The owners of foreign-financed companies operating in China are reaping huge profits. Their owners were paid $27 billion in dividends in 2002 compared to just $6 billion in 1996. Transnationals now dominate the domestic markets for a range of industries—from auto and mobile phones to retail.
China’s entry into the WTO has dramatically increased the ability of foreign firms to operate in its stock and financial markets. The previously protected domestic A-index shares for China’s largest domestic companies are now open to overseas investors. These include large, flagship industrial corporations in “strategic sectors” such as energy and natural resources. The State Administration of Foreign Exchange announced in late November that it was setting an investment minimum of $50 million for China’s stock exchanges—a measure that directly favours the major global investors.

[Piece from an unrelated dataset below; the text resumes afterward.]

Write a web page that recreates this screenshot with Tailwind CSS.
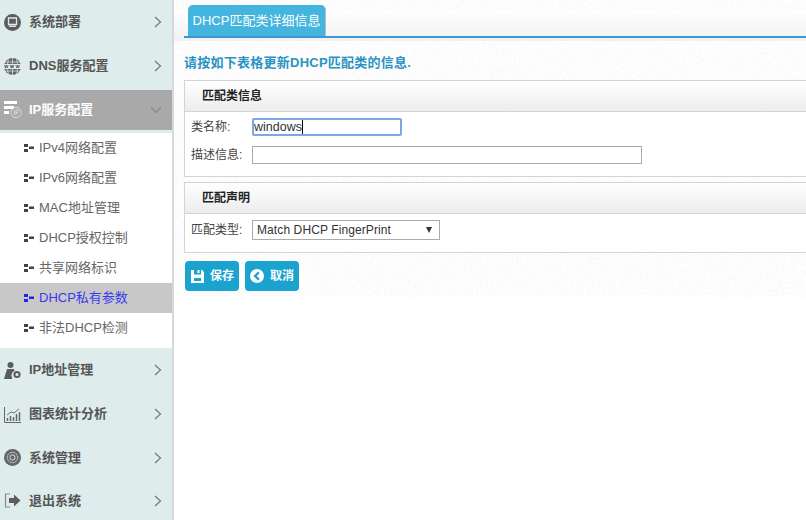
<!DOCTYPE html>
<html lang="zh-CN">
<head>
<meta charset="UTF-8">
<title>DHCP匹配类详细信息</title>
<script src="https://cdn.jsdelivr.net/npm/@tailwindcss/browser@4"></script>
</head>
<body class="bg-white font-['Liberation_Sans','Noto_Sans_CJK_SC',sans-serif] text-[13px] text-[#444]">
<div class="flex h-[520px] w-[806px] overflow-hidden">
  <!-- sidebar -->
  <aside class="w-[174px] shrink-0 overflow-hidden border-r-2 border-[#d6d9d9] bg-[#deecec] font-bold text-[#555]">
    <a class="flex h-[44px] items-center pl-[4px] pr-[10px]">
      <svg class="mr-[8px] h-[17px] w-[17px]" viewBox="0 0 17 17"><circle cx="8.500" cy="8.500" r="8.500" fill="#5c5c5c"/><path d="M4.500 4h8v6.500h-8z" fill="none" stroke="#deecec" stroke-width="1.300"/><rect x="5" y="11.500" width="7" height="1.400" fill="#deecec"/></svg>
      <span class="flex-1">系统部署</span>
      <svg class="h-[12px] w-[8px]" viewBox="0 0 8 12" fill="none" stroke="#777" stroke-width="1.2"><path d="M1 1l5.500 5L1 11"/></svg>
    </a>
    <a class="flex h-[44px] items-center pl-[4px] pr-[10px]">
      <svg class="mr-[8px] h-[17px] w-[17px]" viewBox="0 0 17 17"><circle cx="8.500" cy="8.500" r="8.500" fill="#666"/><path d="M0 4h17M0 13h17M8.500 0v17M4.500 1.500c-1.500 4.500-1.500 9.500 0 14M12.500 1.500c1.500 4.500 1.500 9.500 0 14" stroke="#deecec" stroke-width=".7" fill="none"/><rect y="6" width="17" height="5" fill="#deecec"/><path d="M.5 7l.9 3 .9-3 .9 3 .9-3M6.200 7l.9 3 .9-3 .9 3 .9-3M11.900 7l.9 3 .9-3 .9 3 .9-3" stroke="#555" stroke-width=".8" fill="none"/></svg>
      <span class="flex-1">DNS服务配置</span>
      <svg class="h-[12px] w-[8px]" viewBox="0 0 8 12" fill="none" stroke="#777" stroke-width="1.2"><path d="M1 1l5.500 5L1 11"/></svg>
    </a>
    <a class="mt-[2px] flex h-[40px] items-center bg-[#a9a9a9] pl-[4px] pr-[10px] text-white">
      <svg class="mr-[7px] h-[18px] w-[18px]" viewBox="0 0 18 18"><path d="M0 0h13v3H0zM0 5h10v3H0zM0 10h5v3H0z" fill="#fff"/><circle cx="12" cy="11.500" r="5.200" fill="none" stroke="#e4e4e4" stroke-width=".8"/><path d="M10.300 9v5M12 14V9h1.200a1.300 1.300 0 010 2.800H12" fill="none" stroke="#e4e4e4" stroke-width=".8"/></svg>
      <span class="flex-1">IP服务配置</span>
      <svg class="h-[8px] w-[12px]" viewBox="0 0 12 8" fill="none" stroke="#888" stroke-width="1.2"><path d="M1 1l5 5.500L11 1"/></svg>
    </a>
    <ul class="mt-[3px] bg-white pb-[5px] font-normal text-[#666]">
      <li class="flex h-[30px] items-center pb-px pl-[24px]"><svg class="mr-[5px] h-[8px] w-[10px]" viewBox="0 0 10 8" fill="#444"><path d="M0 0h4v3H0zM0 5h4v3H0zM5 2.500h5v2.500H5z"/></svg>IPv4网络配置</li>
      <li class="flex h-[30px] items-center pb-px pl-[24px]"><svg class="mr-[5px] h-[8px] w-[10px]" viewBox="0 0 10 8" fill="#444"><path d="M0 0h4v3H0zM0 5h4v3H0zM5 2.500h5v2.500H5z"/></svg>IPv6网络配置</li>
      <li class="flex h-[30px] items-center pb-px pl-[24px]"><svg class="mr-[5px] h-[8px] w-[10px]" viewBox="0 0 10 8" fill="#444"><path d="M0 0h4v3H0zM0 5h4v3H0zM5 2.500h5v2.500H5z"/></svg>MAC地址管理</li>
      <li class="flex h-[30px] items-center pb-px pl-[24px]"><svg class="mr-[5px] h-[8px] w-[10px]" viewBox="0 0 10 8" fill="#444"><path d="M0 0h4v3H0zM0 5h4v3H0zM5 2.500h5v2.500H5z"/></svg>DHCP授权控制</li>
      <li class="flex h-[30px] items-center pb-px pl-[24px]"><svg class="mr-[5px] h-[8px] w-[10px]" viewBox="0 0 10 8" fill="#444"><path d="M0 0h4v3H0zM0 5h4v3H0zM5 2.500h5v2.500H5z"/></svg>共享网络标识</li>
      <li class="flex h-[30px] items-center bg-[#c8c8c8] pb-px pl-[24px] text-[#3a3af0]"><svg class="mr-[5px] h-[8px] w-[10px]" viewBox="0 0 10 8" fill="#2222ee"><path d="M0 0h4v3H0zM0 5h4v3H0zM5 2.500h5v2.500H5z"/></svg>DHCP私有参数</li>
      <li class="flex h-[30px] items-center pb-px pl-[24px]"><svg class="mr-[5px] h-[8px] w-[10px]" viewBox="0 0 10 8" fill="#444"><path d="M0 0h4v3H0zM0 5h4v3H0zM5 2.500h5v2.500H5z"/></svg>非法DHCP检测</li>
    </ul>
    <a class="flex h-[44px] items-center pl-[4px] pr-[10px]">
      <svg class="mr-[8px] h-[17px] w-[17px]" viewBox="0 0 17 17" fill="#5c5c5c"><circle cx="6.500" cy="3" r="3"/><path d="M3 7h7l.5 2a4.500 4.500 0 00-2.500 6.500V17H0z"/><circle cx="13" cy="12.500" r="2.600" fill="none" stroke="#5c5c5c" stroke-width="2"/></svg>
      <span class="flex-1 font-bold">IP地址管理</span>
      <svg class="h-[12px] w-[8px]" viewBox="0 0 8 12" fill="none" stroke="#777" stroke-width="1.2"><path d="M1 1l5.500 5L1 11"/></svg>
    </a>
    <a class="flex h-[44px] items-center pl-[4px] pr-[10px]">
      <svg class="mr-[8px] h-[17px] w-[17px]" viewBox="0 0 17 17" fill="none" stroke="#666"><path d="M.5 1v15.500H17" stroke-width="1"/><path d="M3.500 15v-3M6.500 15v-5M9.500 15v-4M12.500 15V8M15.500 15V6" stroke-width="1.500"/><path d="M3 9l4-3 3 1 5-4" stroke-width=".9"/></svg>
      <span class="flex-1">图表统计分析</span>
      <svg class="h-[12px] w-[8px]" viewBox="0 0 8 12" fill="none" stroke="#777" stroke-width="1.2"><path d="M1 1l5.500 5L1 11"/></svg>
    </a>
    <a class="flex h-[43px] items-center pl-[4px] pr-[10px]">
      <svg class="mr-[8px] h-[17px] w-[17px]" viewBox="0 0 17 17"><circle cx="8.500" cy="8.500" r="8.500" fill="#666"/><circle cx="8.500" cy="8.500" r="5.200" fill="none" stroke="#deecec" stroke-width=".9" stroke-dasharray="2.200 .8"/><circle cx="8.500" cy="8.500" r="2.600" fill="none" stroke="#deecec" stroke-width=".9"/></svg>
      <span class="flex-1">系统管理</span>
      <svg class="h-[12px] w-[8px]" viewBox="0 0 8 12" fill="none" stroke="#777" stroke-width="1.2"><path d="M1 1l5.500 5L1 11"/></svg>
    </a>
    <a class="flex h-[43px] items-center pl-[4px] pr-[10px]">
      <svg class="mr-[8px] h-[15px] w-[17px]" viewBox="0 0 17 15"><path d="M6 1H1.500v13H6" fill="none" stroke="#8a8a8a" stroke-width="1.200"/><path d="M5 5h5V1.500L16.500 7.500 10 13.500V10H5z" fill="#5c5c5c"/></svg>
      <span class="flex-1">退出系统</span>
      <svg class="h-[12px] w-[8px]" viewBox="0 0 8 12" fill="none" stroke="#777" stroke-width="1.2"><path d="M1 1l5.500 5L1 11"/></svg>
    </a>
  </aside>

  <!-- main -->
  <main class="relative min-w-0 flex-1">
    <svg class="pointer-events-none absolute left-0 top-0 h-[297px] w-full" aria-hidden="true"><filter id="noise"><feTurbulence type="fractalNoise" baseFrequency="0.4" numOctaves="2"/><feColorMatrix values="0 0 0 0 .6  0 0 0 0 .6  0 0 0 0 .6  0 0 0 .22 -.06"/></filter><rect width="100%" height="100%" filter="url(#noise)"/></svg>
    <div class="relative">
      <div class="ml-[10px] mt-[5px] h-[33px]">
        <div class="absolute inset-x-0 top-[5px] h-[31px] bg-gradient-to-b from-white to-[#f1f1f1]"></div>
        <div class="relative ml-[4px] flex h-[31px] w-[138px] items-center justify-center rounded-t-[5px] border-r border-[#bbb] bg-[#43b5df] text-white">DHCP匹配类详细信息</div>
      </div>
      <div class="relative -mt-[2px] ml-[10px] h-[2px] bg-[#3a96d4]"></div>
      <h2 class="ml-[10px] mt-[15px] h-[19px] text-[13px] font-bold leading-[19px] tracking-[0.25px] text-[#2a93c4]">请按如下表格更新DHCP匹配类的信息.</h2>
      <section class="-mr-[10px] ml-[10px] mt-[8px] h-[97px] border border-[#d4d4d4] bg-white">
        <h3 class="h-[31px] border-b border-[#d4d4d4] bg-gradient-to-b from-white to-[#ececec] pl-[17px] text-[12px] font-bold leading-[31px] text-[#222]">匹配类信息</h3>
        <div class="flex flex-col gap-[10px] pl-[6px] pt-[6px] text-[12px]">
          <div class="flex items-center">
            <label class="w-[61px]">类名称:</label>
            <div class="flex h-[18px] w-[150px] items-center rounded-[2px] border-2 border-[#7ea6e0] text-[12.500px] leading-none text-[#333]">windows<span class="h-[14px] w-px bg-black"></span></div>
          </div>
          <div class="flex items-center">
            <label class="w-[61px]">描述信息:</label>
            <div class="h-[18px] w-[390px] border border-[#aaa] bg-white"></div>
          </div>
        </div>
      </section>
      <section class="-mr-[10px] ml-[10px] mt-[5px] h-[71px] border border-[#d4d4d4] bg-white">
        <h3 class="h-[31px] border-b border-[#d4d4d4] bg-gradient-to-b from-white to-[#ececec] pl-[17px] text-[12px] font-bold leading-[31px] text-[#222]">匹配声明</h3>
        <div class="flex items-center pl-[6px] pt-[6px] text-[12px]">
          <label class="w-[61px]">匹配类型:</label>
          <div class="flex h-[20px] w-[188px] items-center justify-between border border-[#aaa] bg-white pl-[4px] pr-[7px] text-[12px] tracking-[0.1px] text-[#333]">Match DHCP FingerPrint<span class="h-0 w-0 border-x-[3.500px] border-t-[6px] border-x-transparent border-t-[#333]"></span></div>
        </div>
      </section>
      <div class="ml-[11px] mt-[8px] flex gap-[6px]">
        <button class="flex h-[30px] w-[54px] items-center gap-[6px] rounded-[4px] bg-[#1ba3cf] pl-[6px] text-[12px] font-bold text-white">
          <svg class="h-[13px] w-[13px]" viewBox="0 0 13 13"><path fill-rule="evenodd" d="M0 0h3v4.500h7V0h1l2 2v11H0zM3 8v3h7V8z" fill="#fff"/><rect x="6.500" y="0" width="2" height="3" fill="#fff"/></svg>保存</button>
        <button class="flex h-[30px] w-[54px] items-center gap-[6px] rounded-[4px] bg-[#1ba3cf] pl-[5px] text-[12px] font-bold text-white">
          <svg class="h-[14px] w-[14px]" viewBox="0 0 15 15"><circle cx="7.500" cy="7.500" r="7.500" fill="#fff"/><path d="M9.500 3.500L5.500 7.500l4 4" fill="none" stroke="#1ba3cf" stroke-width="2.600"/></svg>取消</button>
      </div>
    </div>
  </main>
</div>
</body>
</html>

China is highly vulnerable to any international downturn. Already analysts have pointed to a plunge in the growth of China’s exports following the collapse of the US stock market bubble—from 27.8 percent in 2000 to just 6.8 percent in 2001. Growing economic difficulties in US, Japan and the EU are expected to see further falls in world demand and a sharp contraction in China’s export sectors. Cong Liang from China’s State Statistics Bureau told the Dow Jones Business News last month that he predicted a drop in the official economic growth rate to 7.5 percent this year from 7.9 percent in 2002 due to “a US war with Iraq, as well as rising unemployment and weak consumption by the rural population”.
Any economic slowdown will rapidly expose the myth that China is the world’s new industrial powerhouse and have far-reaching economic, social and political consequences. Above all, it will bring to the surface the underlying tensions created by the vast social gulf between the impoverished masses and the tiny minority who have benefitted from the regime’s embrace of international capital and its needs.